### Exercise prompt
Retype only what runs from the first line of the listing to the line holding "const [sendInfo, setSendInfo]", both included. Do not retype the pictures.
* Start Records shown *
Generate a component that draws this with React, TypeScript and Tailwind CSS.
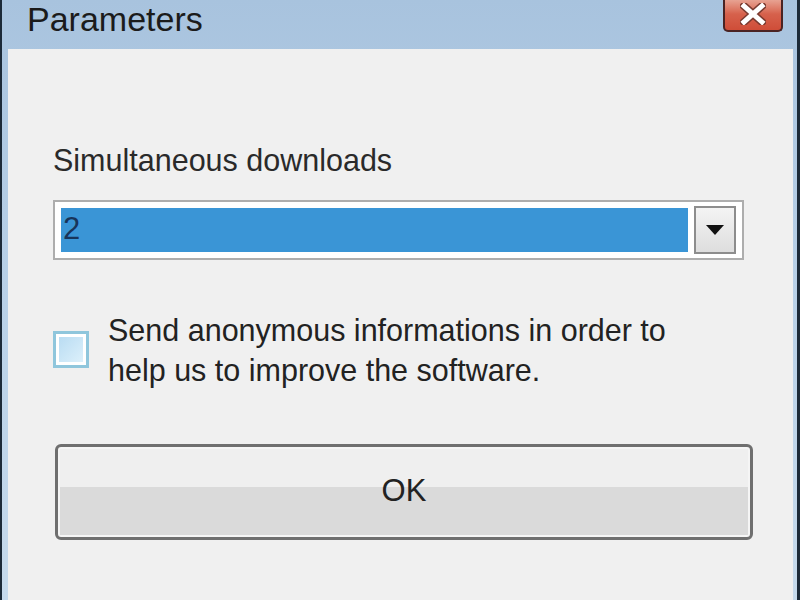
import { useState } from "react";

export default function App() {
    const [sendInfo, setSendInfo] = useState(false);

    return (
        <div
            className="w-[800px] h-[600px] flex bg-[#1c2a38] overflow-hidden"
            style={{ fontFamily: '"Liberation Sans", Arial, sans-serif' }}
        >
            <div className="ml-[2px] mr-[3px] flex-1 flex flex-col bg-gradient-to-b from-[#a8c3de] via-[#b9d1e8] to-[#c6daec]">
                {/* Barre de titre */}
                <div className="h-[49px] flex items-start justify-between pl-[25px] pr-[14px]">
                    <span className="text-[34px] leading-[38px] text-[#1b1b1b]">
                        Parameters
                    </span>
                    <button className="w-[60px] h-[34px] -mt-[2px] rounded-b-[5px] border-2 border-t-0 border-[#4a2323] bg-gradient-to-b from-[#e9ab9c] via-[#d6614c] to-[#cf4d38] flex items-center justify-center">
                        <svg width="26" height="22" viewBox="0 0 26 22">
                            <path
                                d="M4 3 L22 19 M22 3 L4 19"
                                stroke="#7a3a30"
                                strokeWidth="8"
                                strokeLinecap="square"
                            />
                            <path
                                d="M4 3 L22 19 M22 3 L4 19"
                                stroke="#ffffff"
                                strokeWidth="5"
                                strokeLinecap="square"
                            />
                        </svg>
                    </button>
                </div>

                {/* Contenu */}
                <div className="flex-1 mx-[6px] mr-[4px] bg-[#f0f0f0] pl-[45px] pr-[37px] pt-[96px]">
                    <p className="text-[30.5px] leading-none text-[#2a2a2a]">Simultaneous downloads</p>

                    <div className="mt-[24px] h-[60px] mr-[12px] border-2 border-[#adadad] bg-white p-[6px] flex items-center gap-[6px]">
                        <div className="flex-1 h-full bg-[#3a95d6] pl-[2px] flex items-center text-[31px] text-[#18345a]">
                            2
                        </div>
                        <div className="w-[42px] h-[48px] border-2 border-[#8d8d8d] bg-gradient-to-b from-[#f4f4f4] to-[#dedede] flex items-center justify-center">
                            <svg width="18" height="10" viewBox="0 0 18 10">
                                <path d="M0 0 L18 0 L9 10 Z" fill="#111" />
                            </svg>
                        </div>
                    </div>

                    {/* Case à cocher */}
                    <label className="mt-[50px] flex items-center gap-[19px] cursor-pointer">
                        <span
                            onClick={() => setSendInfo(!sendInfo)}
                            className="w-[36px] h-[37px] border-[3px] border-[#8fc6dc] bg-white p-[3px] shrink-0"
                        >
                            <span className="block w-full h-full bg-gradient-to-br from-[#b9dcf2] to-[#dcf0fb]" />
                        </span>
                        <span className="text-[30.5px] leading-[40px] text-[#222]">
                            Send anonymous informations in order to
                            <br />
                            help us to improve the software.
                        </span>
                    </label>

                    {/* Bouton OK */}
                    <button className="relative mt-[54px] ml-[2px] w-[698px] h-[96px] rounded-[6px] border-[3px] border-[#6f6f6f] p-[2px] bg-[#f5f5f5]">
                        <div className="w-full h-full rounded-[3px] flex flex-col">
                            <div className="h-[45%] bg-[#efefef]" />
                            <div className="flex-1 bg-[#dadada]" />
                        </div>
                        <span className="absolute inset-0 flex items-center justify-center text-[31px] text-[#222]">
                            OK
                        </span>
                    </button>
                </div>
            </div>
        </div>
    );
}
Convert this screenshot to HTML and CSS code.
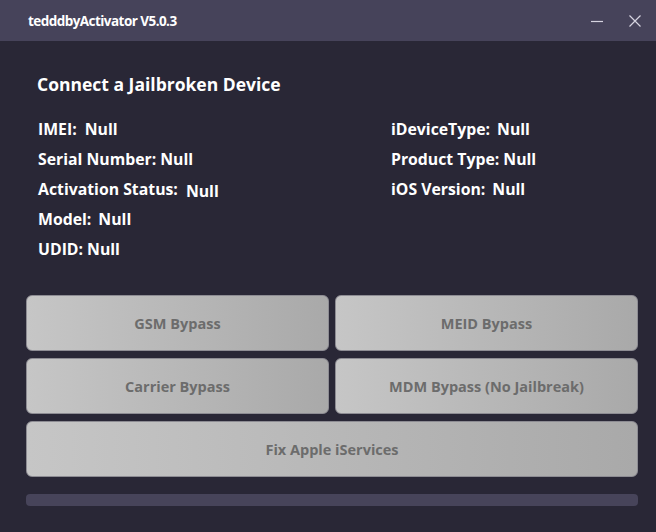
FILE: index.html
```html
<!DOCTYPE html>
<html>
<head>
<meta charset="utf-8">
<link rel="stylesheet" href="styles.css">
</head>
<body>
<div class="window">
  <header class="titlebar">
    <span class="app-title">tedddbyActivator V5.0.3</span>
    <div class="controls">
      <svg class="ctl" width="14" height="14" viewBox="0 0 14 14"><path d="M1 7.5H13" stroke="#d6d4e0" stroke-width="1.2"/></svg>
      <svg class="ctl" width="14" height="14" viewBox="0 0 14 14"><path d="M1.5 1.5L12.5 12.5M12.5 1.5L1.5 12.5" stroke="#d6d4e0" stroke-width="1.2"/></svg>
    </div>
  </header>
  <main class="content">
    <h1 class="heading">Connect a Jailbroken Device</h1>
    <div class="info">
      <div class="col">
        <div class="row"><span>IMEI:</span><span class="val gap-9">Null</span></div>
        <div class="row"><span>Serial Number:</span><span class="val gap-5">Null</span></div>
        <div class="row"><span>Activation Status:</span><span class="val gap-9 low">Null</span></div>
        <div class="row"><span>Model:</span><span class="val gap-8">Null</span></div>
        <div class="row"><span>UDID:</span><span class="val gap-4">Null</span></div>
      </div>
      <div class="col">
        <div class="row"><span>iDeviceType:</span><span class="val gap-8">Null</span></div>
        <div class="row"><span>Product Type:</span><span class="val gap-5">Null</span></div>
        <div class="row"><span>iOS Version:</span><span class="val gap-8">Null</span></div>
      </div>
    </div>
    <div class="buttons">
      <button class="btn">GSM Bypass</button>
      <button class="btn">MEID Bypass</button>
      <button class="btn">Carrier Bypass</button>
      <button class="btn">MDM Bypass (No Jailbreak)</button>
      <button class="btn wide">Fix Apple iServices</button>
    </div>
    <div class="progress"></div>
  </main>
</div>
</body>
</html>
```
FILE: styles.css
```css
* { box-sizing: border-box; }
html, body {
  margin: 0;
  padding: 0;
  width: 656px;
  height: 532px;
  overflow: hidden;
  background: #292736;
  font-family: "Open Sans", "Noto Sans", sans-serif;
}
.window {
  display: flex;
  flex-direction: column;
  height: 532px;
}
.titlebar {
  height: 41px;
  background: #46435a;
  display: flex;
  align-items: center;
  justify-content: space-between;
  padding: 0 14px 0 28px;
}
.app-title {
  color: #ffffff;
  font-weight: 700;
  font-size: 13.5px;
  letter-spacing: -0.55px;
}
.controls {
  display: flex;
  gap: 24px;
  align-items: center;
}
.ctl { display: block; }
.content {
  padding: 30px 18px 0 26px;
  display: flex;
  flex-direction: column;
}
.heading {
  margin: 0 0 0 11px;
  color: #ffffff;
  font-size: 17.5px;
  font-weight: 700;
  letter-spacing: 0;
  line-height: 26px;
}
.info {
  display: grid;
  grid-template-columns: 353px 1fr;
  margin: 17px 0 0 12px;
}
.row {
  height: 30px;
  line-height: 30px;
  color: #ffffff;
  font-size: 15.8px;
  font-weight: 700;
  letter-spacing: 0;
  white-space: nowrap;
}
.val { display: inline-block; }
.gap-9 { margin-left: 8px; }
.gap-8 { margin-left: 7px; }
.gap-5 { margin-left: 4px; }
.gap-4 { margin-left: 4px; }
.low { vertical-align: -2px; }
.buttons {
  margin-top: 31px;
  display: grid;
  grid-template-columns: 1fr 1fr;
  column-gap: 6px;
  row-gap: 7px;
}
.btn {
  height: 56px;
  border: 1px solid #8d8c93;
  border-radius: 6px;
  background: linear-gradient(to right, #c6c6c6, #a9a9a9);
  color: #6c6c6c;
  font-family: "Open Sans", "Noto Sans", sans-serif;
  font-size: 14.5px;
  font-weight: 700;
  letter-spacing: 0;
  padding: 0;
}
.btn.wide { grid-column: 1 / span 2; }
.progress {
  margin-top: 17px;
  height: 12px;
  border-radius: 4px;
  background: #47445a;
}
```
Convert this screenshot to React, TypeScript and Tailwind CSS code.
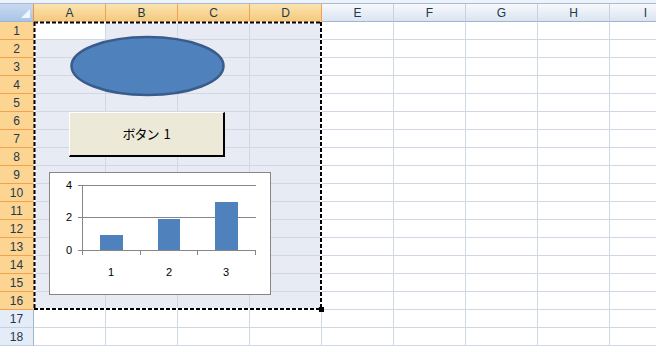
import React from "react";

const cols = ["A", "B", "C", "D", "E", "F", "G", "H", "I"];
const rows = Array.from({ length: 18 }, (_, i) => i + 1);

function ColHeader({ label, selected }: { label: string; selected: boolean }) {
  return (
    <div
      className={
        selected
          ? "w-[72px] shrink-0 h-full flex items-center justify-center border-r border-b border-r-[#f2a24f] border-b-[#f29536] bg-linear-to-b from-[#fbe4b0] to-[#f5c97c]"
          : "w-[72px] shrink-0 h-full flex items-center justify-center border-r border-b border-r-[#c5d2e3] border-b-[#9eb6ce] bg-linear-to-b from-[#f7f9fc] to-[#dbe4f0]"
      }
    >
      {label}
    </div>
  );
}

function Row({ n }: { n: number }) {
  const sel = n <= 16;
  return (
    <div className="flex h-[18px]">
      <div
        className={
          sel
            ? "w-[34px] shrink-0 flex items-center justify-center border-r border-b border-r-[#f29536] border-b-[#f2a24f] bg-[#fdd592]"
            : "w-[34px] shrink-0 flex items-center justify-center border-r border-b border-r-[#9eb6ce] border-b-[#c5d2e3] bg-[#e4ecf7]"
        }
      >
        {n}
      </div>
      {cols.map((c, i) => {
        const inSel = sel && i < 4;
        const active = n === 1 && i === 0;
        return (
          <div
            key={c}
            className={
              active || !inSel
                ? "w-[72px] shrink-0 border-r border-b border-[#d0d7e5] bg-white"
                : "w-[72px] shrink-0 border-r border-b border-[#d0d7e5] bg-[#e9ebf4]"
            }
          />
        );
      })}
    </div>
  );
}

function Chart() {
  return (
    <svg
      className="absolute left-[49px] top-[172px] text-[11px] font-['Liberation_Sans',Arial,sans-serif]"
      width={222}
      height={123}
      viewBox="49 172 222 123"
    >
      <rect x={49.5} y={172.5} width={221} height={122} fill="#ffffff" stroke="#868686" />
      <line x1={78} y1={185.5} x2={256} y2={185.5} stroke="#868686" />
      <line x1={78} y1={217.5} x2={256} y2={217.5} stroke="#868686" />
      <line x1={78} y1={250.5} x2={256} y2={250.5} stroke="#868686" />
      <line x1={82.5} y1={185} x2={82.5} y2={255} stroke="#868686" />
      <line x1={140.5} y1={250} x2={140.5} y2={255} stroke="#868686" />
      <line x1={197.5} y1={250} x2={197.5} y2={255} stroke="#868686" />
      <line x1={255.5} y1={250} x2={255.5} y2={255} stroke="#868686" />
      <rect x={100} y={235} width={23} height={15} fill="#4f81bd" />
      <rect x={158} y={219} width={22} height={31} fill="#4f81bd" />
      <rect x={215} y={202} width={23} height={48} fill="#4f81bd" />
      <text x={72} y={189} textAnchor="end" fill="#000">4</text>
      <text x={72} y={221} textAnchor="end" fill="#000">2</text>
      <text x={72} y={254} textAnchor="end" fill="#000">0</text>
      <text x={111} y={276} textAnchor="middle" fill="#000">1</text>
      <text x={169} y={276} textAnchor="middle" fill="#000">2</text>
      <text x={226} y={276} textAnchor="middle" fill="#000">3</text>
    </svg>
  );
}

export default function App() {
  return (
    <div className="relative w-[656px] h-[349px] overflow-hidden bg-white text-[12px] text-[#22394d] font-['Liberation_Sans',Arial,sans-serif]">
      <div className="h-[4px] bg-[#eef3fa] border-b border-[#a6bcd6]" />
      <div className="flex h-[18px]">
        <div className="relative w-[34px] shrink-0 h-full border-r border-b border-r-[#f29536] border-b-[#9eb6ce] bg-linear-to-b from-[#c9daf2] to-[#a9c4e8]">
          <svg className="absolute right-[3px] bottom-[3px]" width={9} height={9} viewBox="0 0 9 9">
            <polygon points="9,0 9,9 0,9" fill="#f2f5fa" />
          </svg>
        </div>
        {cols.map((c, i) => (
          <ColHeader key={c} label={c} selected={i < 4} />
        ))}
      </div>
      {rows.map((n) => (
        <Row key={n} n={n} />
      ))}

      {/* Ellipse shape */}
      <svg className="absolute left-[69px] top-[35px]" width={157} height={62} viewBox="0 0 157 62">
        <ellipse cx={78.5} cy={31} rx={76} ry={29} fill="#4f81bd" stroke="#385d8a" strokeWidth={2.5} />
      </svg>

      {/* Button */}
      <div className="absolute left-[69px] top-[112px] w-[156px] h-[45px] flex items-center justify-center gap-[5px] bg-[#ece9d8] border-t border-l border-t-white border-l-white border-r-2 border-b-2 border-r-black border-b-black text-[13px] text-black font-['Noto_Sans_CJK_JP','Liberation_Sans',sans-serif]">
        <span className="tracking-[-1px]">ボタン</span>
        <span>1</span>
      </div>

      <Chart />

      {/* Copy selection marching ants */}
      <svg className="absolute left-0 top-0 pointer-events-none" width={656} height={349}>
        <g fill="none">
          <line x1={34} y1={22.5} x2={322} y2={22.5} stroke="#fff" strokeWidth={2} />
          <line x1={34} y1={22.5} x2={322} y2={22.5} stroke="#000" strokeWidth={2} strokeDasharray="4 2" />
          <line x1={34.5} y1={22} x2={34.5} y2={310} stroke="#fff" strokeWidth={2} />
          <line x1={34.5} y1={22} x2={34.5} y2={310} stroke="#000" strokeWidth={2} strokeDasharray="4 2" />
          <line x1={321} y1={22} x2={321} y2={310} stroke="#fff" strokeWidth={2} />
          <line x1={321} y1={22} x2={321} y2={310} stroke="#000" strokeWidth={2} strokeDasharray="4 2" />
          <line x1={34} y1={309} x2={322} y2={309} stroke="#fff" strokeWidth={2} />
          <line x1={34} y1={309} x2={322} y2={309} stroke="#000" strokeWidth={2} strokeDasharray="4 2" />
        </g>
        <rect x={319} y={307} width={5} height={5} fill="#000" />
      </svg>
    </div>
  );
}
* End Records shown *
### Task result
Generate a component that draws this with React, TypeScript and Tailwind CSS.
import { useState } from "react";

export default function App() {
    const [sendInfo, setSendInfo] = useState(false);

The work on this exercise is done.